Without the pictures, output the lines of the material from the very first through the one that holds "1L15 15M15 1L1".

** START OF COLLECTED MATERIAL **

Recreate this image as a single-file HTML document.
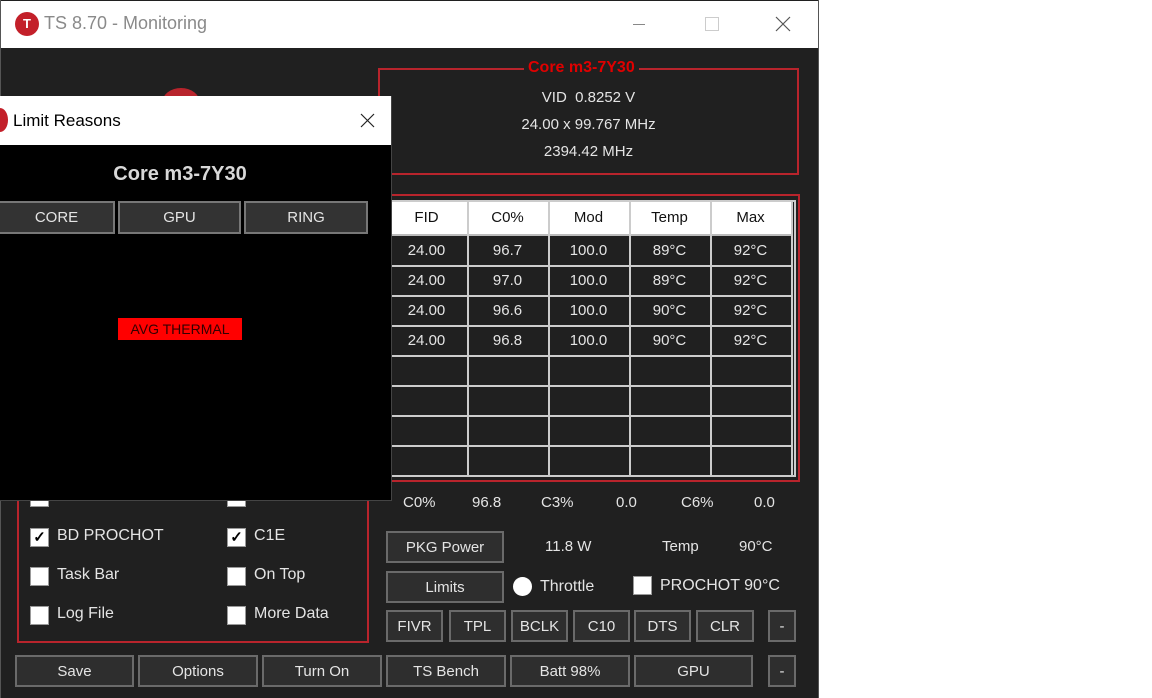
<!DOCTYPE html>
<html><head><meta charset="utf-8"><style>
*{margin:0;padding:0;box-sizing:border-box}
body{width:1152px;height:698px;background:#fff;position:relative;overflow:hidden;font-family:"Liberation Sans",sans-serif;}
.a{position:absolute}
.t{color:#e4e4e4;font-size:15px;position:absolute;white-space:nowrap}
.btn{position:absolute;background:#2e2e2e;border:2px solid #6a6a6a;color:#e4e4e4;font-size:15px;text-align:center;display:flex;align-items:center;justify-content:center}
.cb{position:absolute;width:19px;height:19px;background:#fff;border:1px solid #999;color:#000;font-size:15px;line-height:17px;text-align:center;font-weight:bold}
.cell{position:absolute;color:#e4e4e4;font-size:15px;text-align:center;width:81px}
</style></head><body>
<div class="a" style="left:0;top:0;width:819px;height:698px;background:#202020;border-left:1px solid #555;border-right:1px solid #555"></div>
<div class="a" style="left:1px;top:1px;width:817px;height:47px;background:#fff"></div>
<div class="a" style="left:15px;top:12px;width:24px;height:24px;border-radius:50%;background:#c3202a;color:#fff;font-size:13px;font-weight:bold;text-align:center;line-height:24px">T</div>
<div class="a" style="left:44px;top:13px;font-size:18px;color:#8a8a8a">TS 8.70 - Monitoring</div>
<div class="a" style="left:633px;top:24px;width:12px;height:1px;background:#888"></div>
<div class="a" style="left:705px;top:17px;width:14px;height:14px;border:1px solid #ccc"></div>
<svg class="a" style="left:775px;top:16px" width="16" height="16"><path d="M1 1L15 15M15 1L1 15" stroke="#555" stroke-width="1.2"/></svg>

<div class="a" style="left:378px;top:68px;width:421px;height:107px;border:2px solid #b8242c"></div>
<div class="a" style="left:524px;top:59px;background:#202020;padding:0 4px;color:#e00000;font-weight:bold;font-size:16px">Core m3-7Y30</div>
<div class="t" style="left:378px;width:421px;text-align:center;top:89px">VID&nbsp; 0.8252 V</div>
<div class="t" style="left:378px;width:421px;text-align:center;top:116px">24.00 x 99.767 MHz</div>
<div class="t" style="left:378px;width:421px;text-align:center;top:143px">2394.42 MHz</div>

<div class="a" style="left:378px;top:194px;width:422px;height:288px;border:2px solid #b8242c"></div>
<div class="a" style="left:384px;top:200px;width:412px;height:277px;border:2px solid #ccc;background:#202020"></div>
<div class="a" style="left:386px;top:202px;width:405px;height:32px;background:#fff"></div>
<div class="a" style="left:386px;top:234px;width:405px;height:2px;background:#bbb"></div>
<div id="grid"></div>

<div class="t" style="left:403px;top:494px">C0%</div>
<div class="t" style="left:472px;top:494px">96.8</div>
<div class="t" style="left:541px;top:494px">C3%</div>
<div class="t" style="left:616px;top:494px">0.0</div>
<div class="t" style="left:681px;top:494px">C6%</div>
<div class="t" style="left:754px;top:494px">0.0</div>

<div class="btn" style="left:386px;top:531px;width:118px;height:32px">PKG Power</div>
<div class="t" style="left:545px;top:538px">11.8 W</div>
<div class="t" style="left:662px;top:538px">Temp</div>
<div class="t" style="left:739px;top:538px">90°C</div>
<div class="btn" style="left:386px;top:571px;width:118px;height:32px">Limits</div>
<div class="a" style="left:513px;top:577px;width:19px;height:19px;border-radius:50%;background:#fff"></div>
<div class="t" style="left:540px;top:578px;font-size:16px">Throttle</div>
<div class="cb" style="left:633px;top:576px"></div>
<div class="t" style="left:660px;top:577px;font-size:16px">PROCHOT 90°C</div>

<div class="btn" style="left:386px;top:610px;width:57px;height:32px">FIVR</div>
<div class="btn" style="left:449px;top:610px;width:57px;height:32px">TPL</div>
<div class="btn" style="left:511px;top:610px;width:57px;height:32px">BCLK</div>
<div class="btn" style="left:573px;top:610px;width:57px;height:32px">C10</div>
<div class="btn" style="left:634px;top:610px;width:57px;height:32px">DTS</div>
<div class="btn" style="left:696px;top:610px;width:58px;height:32px">CLR</div>
<div class="btn" style="left:768px;top:610px;width:28px;height:32px">-</div>

<div class="btn" style="left:15px;top:655px;width:119px;height:32px">Save</div>
<div class="btn" style="left:138px;top:655px;width:120px;height:32px">Options</div>
<div class="btn" style="left:262px;top:655px;width:120px;height:32px">Turn On</div>
<div class="btn" style="left:386px;top:655px;width:120px;height:32px">TS Bench</div>
<div class="btn" style="left:510px;top:655px;width:120px;height:32px">Batt 98%</div>
<div class="btn" style="left:634px;top:655px;width:119px;height:32px">GPU</div>
<div class="btn" style="left:768px;top:655px;width:28px;height:32px">-</div>

<div class="a" style="left:17px;top:470px;width:352px;height:173px;border:2px solid #b8242c;border-top:none"></div>
<div class="cb" style="left:30px;top:488px"></div>
<div class="cb" style="left:227px;top:488px">✓</div>
<div class="cb" style="left:30px;top:528px">✓</div><div class="t" style="left:57px;top:527px;font-size:16px">BD PROCHOT</div>
<div class="cb" style="left:227px;top:528px">✓</div><div class="t" style="left:254px;top:527px;font-size:16px">C1E</div>
<div class="cb" style="left:30px;top:567px"></div><div class="t" style="left:57px;top:566px;font-size:16px">Task Bar</div>
<div class="cb" style="left:227px;top:567px"></div><div class="t" style="left:254px;top:566px;font-size:16px">On Top</div>
<div class="cb" style="left:30px;top:606px"></div><div class="t" style="left:57px;top:605px;font-size:16px">Log File</div>
<div class="cb" style="left:227px;top:606px"></div><div class="t" style="left:254px;top:605px;font-size:16px">More Data</div>

<div class="a" style="left:162px;top:88px;width:38px;height:30px;border-radius:50%;background:#b8242c"></div>

<div class="a" style="left:0;top:96px;width:392px;height:405px;background:#000;border-right:1px solid #444;border-bottom:1px solid #444"></div>
<div class="a" style="left:0;top:96px;width:391px;height:49px;background:#fff"></div>
<div class="a" style="left:-8px;top:108px;width:16px;height:24px;border-radius:50%;background:#c3202a"></div>
<div class="a" style="left:13px;top:111px;font-size:17px;color:#000">Limit Reasons</div>
<svg class="a" style="left:360px;top:113px" width="15" height="15"><path d="M1 1L14 14M14 1L1 14" stroke="#222" stroke-width="1.2"/></svg>
<div class="a" style="left:0;width:360px;top:163px;text-align:center;color:#d8d8d8;font-size:20px;font-weight:bold">Core m3-7Y30</div>
<div class="btn" style="left:-2px;top:201px;width:117px;height:33px;border-color:#777;background:#333">CORE</div>
<div class="btn" style="left:118px;top:201px;width:123px;height:33px;border-color:#777;background:#333">GPU</div>
<div class="btn" style="left:244px;top:201px;width:124px;height:33px;border-color:#777;background:#333">RING</div>
<div class="a" style="left:118px;top:318px;width:124px;height:22px;background:#ff0000;color:#300;font-size:14px;text-align:center;line-height:22px">AVG THERMAL</div>

<script>
var g='';var xs=[467,548,629,710,791];
xs.forEach(function(x){g+='<div class="a" style="left:'+x+'px;top:202px;width:2px;height:273px;background:#ccc"></div>';});
[265,295,325,355,385,415,445].forEach(function(y){g+='<div class="a" style="left:386px;top:'+y+'px;width:407px;height:2px;background:#ccc"></div>';});
var cols=[386,467,548,629,710];var hd=['FID','C0%','Mod','Temp','Max'];
hd.forEach(function(h,i){g+='<div class="cell" style="left:'+cols[i]+'px;top:209px;color:#111">'+h+'</div>';});
var rows=[['24.00','96.7','100.0','89°C','92°C'],['24.00','97.0','100.0','89°C','92°C'],['24.00','96.6','100.0','90°C','92°C'],['24.00','96.8','100.0','90°C','92°C']];
rows.forEach(function(r,j){r.forEach(function(c,i){g+='<div class="cell" style="left:'+cols[i]+'px;top:'+(242+30*j)+'px">'+c+'</div>';});});
document.getElementById('grid').innerHTML=g;
</script>
</body></html>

** END OF COLLECTED MATERIAL **

### TASK OUTPUT
Recreate this image as a single-file HTML document.
<!DOCTYPE html>
<html><head><meta charset="utf-8"><style>
*{margin:0;padding:0;box-sizing:border-box}
body{width:1152px;height:698px;background:#fff;position:relative;overflow:hidden;font-family:"Liberation Sans",sans-serif;}
.a{position:absolute}
.t{color:#e4e4e4;font-size:15px;position:absolute;white-space:nowrap}
.btn{position:absolute;background:#2e2e2e;border:2px solid #6a6a6a;color:#e4e4e4;font-size:15px;text-align:center;display:flex;align-items:center;justify-content:center}
.cb{position:absolute;width:19px;height:19px;background:#fff;border:1px solid #999;color:#000;font-size:15px;line-height:17px;text-align:center;font-weight:bold}
.cell{position:absolute;color:#e4e4e4;font-size:15px;text-align:center;width:81px}
</style></head><body>
<div class="a" style="left:0;top:0;width:819px;height:698px;background:#202020;border-left:1px solid #555;border-right:1px solid #555"></div>
<div class="a" style="left:1px;top:1px;width:817px;height:47px;background:#fff"></div>
<div class="a" style="left:15px;top:12px;width:24px;height:24px;border-radius:50%;background:#c3202a;color:#fff;font-size:13px;font-weight:bold;text-align:center;line-height:24px">T</div>
<div class="a" style="left:44px;top:13px;font-size:18px;color:#8a8a8a">TS 8.70 - Monitoring</div>
<div class="a" style="left:633px;top:24px;width:12px;height:1px;background:#888"></div>
<div class="a" style="left:705px;top:17px;width:14px;height:14px;border:1px solid #ccc"></div>
<svg class="a" style="left:775px;top:16px" width="16" height="16"><path d="M1 1L15 15M15 1L1 15" stroke="#555" stroke-width="1.2"/></svg>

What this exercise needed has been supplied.